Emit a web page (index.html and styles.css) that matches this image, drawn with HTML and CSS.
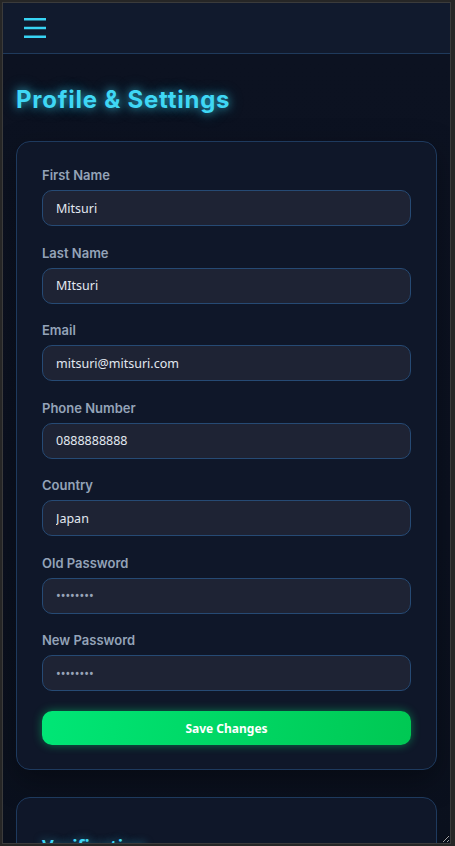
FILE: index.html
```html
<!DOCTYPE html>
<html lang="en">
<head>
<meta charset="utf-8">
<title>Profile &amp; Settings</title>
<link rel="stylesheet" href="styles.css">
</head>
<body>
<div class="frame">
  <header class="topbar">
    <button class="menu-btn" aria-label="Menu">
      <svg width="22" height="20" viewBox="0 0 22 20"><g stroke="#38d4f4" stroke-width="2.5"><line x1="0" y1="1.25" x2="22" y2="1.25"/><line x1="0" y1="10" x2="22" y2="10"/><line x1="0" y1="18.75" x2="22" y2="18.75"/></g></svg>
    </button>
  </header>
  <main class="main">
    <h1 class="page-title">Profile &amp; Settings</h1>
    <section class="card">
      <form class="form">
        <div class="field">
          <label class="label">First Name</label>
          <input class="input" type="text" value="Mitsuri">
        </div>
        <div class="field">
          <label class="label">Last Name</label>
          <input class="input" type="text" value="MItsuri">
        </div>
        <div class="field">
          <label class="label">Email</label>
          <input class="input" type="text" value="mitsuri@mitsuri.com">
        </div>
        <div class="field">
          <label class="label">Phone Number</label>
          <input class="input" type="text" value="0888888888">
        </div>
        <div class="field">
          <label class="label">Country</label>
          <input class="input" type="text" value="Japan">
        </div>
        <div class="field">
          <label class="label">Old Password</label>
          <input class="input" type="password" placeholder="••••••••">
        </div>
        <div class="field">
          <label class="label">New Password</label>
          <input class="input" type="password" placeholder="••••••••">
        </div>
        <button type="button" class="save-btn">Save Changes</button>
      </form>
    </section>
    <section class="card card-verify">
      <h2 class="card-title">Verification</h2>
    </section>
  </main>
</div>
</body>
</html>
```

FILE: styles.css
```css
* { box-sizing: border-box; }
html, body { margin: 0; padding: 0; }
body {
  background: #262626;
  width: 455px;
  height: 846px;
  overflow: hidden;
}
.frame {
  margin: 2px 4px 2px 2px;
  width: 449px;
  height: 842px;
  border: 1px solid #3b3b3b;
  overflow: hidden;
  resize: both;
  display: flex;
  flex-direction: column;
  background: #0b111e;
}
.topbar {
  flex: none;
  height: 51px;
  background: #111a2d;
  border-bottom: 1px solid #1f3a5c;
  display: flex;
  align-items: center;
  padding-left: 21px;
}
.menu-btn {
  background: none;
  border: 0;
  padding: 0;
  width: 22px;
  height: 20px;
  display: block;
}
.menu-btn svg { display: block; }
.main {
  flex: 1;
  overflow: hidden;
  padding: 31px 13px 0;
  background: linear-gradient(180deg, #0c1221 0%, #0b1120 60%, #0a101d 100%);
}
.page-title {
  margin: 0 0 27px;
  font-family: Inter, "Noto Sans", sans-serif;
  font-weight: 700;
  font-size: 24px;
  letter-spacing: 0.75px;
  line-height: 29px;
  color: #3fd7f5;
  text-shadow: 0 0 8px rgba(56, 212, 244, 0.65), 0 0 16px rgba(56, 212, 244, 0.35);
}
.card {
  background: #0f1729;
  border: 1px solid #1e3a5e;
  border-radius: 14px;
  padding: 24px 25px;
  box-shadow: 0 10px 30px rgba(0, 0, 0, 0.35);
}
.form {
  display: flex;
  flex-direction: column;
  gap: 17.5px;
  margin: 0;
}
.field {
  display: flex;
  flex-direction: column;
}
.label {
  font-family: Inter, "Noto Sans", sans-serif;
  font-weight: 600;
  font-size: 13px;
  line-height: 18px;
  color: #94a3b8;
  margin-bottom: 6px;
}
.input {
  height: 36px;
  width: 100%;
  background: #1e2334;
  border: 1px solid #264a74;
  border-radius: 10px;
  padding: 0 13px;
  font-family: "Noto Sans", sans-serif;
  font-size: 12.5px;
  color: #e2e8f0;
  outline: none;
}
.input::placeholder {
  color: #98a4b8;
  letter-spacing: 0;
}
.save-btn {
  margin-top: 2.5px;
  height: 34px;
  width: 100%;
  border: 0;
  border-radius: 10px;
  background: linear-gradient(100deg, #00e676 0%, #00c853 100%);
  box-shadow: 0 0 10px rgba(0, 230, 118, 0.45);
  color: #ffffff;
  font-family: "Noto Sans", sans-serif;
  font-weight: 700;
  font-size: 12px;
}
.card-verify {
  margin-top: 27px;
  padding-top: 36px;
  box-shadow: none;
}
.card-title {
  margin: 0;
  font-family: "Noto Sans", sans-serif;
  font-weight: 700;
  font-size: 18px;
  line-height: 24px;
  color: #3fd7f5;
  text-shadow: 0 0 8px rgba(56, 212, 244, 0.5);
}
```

# [Set exercise]
Make an exact copy of the whole listing, but don't bring over any pictures.

# [The answer]
Emit a web page (index.html and styles.css) that matches this image, drawn with HTML and CSS.
FILE: index.html
```html
<!DOCTYPE html>
<html lang="en">
<head>
<meta charset="utf-8">
<title>Profile &amp; Settings</title>
<link rel="stylesheet" href="styles.css">
</head>
<body>
<div class="frame">
  <header class="topbar">
    <button class="menu-btn" aria-label="Menu">
      <svg width="22" height="20" viewBox="0 0 22 20"><g stroke="#38d4f4" stroke-width="2.5"><line x1="0" y1="1.25" x2="22" y2="1.25"/><line x1="0" y1="10" x2="22" y2="10"/><line x1="0" y1="18.75" x2="22" y2="18.75"/></g></svg>
    </button>
  </header>
  <main class="main">
    <h1 class="page-title">Profile &amp; Settings</h1>
    <section class="card">
      <form class="form">
        <div class="field">
          <label class="label">First Name</label>
          <input class="input" type="text" value="Mitsuri">
        </div>
        <div class="field">
          <label class="label">Last Name</label>
          <input class="input" type="text" value="MItsuri">
        </div>
        <div class="field">
          <label class="label">Email</label>
          <input class="input" type="text" value="mitsuri@mitsuri.com">
        </div>
        <div class="field">
          <label class="label">Phone Number</label>
          <input class="input" type="text" value="0888888888">
        </div>
        <div class="field">
          <label class="label">Country</label>
          <input class="input" type="text" value="Japan">
        </div>
        <div class="field">
          <label class="label">Old Password</label>
          <input class="input" type="password" placeholder="••••••••">
        </div>
        <div class="field">
          <label class="label">New Password</label>
          <input class="input" type="password" placeholder="••••••••">
        </div>
        <button type="button" class="save-btn">Save Changes</button>
      </form>
    </section>
    <section class="card card-verify">
      <h2 class="card-title">Verification</h2>
    </section>
  </main>
</div>
</body>
</html>
```

FILE: styles.css
```css
* { box-sizing: border-box; }
html, body { margin: 0; padding: 0; }
body {
  background: #262626;
  width: 455px;
  height: 846px;
  overflow: hidden;
}
.frame {
  margin: 2px 4px 2px 2px;
  width: 449px;
  height: 842px;
  border: 1px solid #3b3b3b;
  overflow: hidden;
  resize: both;
  display: flex;
  flex-direction: column;
  background: #0b111e;
}
.topbar {
  flex: none;
  height: 51px;
  background: #111a2d;
  border-bottom: 1px solid #1f3a5c;
  display: flex;
  align-items: center;
  padding-left: 21px;
}
.menu-btn {
  background: none;
  border: 0;
  padding: 0;
  width: 22px;
  height: 20px;
  display: block;
}
.menu-btn svg { display: block; }
.main {
  flex: 1;
  overflow: hidden;
  padding: 31px 13px 0;
  background: linear-gradient(180deg, #0c1221 0%, #0b1120 60%, #0a101d 100%);
}
.page-title {
  margin: 0 0 27px;
  font-family: Inter, "Noto Sans", sans-serif;
  font-weight: 700;
  font-size: 24px;
  letter-spacing: 0.75px;
  line-height: 29px;
  color: #3fd7f5;
  text-shadow: 0 0 8px rgba(56, 212, 244, 0.65), 0 0 16px rgba(56, 212, 244, 0.35);
}
.card {
  background: #0f1729;
  border: 1px solid #1e3a5e;
  border-radius: 14px;
  padding: 24px 25px;
  box-shadow: 0 10px 30px rgba(0, 0, 0, 0.35);
}
.form {
  display: flex;
  flex-direction: column;
  gap: 17.5px;
  margin: 0;
}
.field {
  display: flex;
  flex-direction: column;
}
.label {
  font-family: Inter, "Noto Sans", sans-serif;
  font-weight: 600;
  font-size: 13px;
  line-height: 18px;
  color: #94a3b8;
  margin-bottom: 6px;
}
.input {
  height: 36px;
  width: 100%;
  background: #1e2334;
  border: 1px solid #264a74;
  border-radius: 10px;
  padding: 0 13px;
  font-family: "Noto Sans", sans-serif;
  font-size: 12.5px;
  color: #e2e8f0;
  outline: none;
}
.input::placeholder {
  color: #98a4b8;
  letter-spacing: 0;
}
.save-btn {
  margin-top: 2.5px;
  height: 34px;
  width: 100%;
  border: 0;
  border-radius: 10px;
  background: linear-gradient(100deg, #00e676 0%, #00c853 100%);
  box-shadow: 0 0 10px rgba(0, 230, 118, 0.45);
  color: #ffffff;
  font-family: "Noto Sans", sans-serif;
  font-weight: 700;
  font-size: 12px;
}
.card-verify {
  margin-top: 27px;
  padding-top: 36px;
  box-shadow: none;
}
.card-title {
  margin: 0;
  font-family: "Noto Sans", sans-serif;
  font-weight: 700;
  font-size: 18px;
  line-height: 24px;
  color: #3fd7f5;
  text-shadow: 0 0 8px rgba(56, 212, 244, 0.5);
}
```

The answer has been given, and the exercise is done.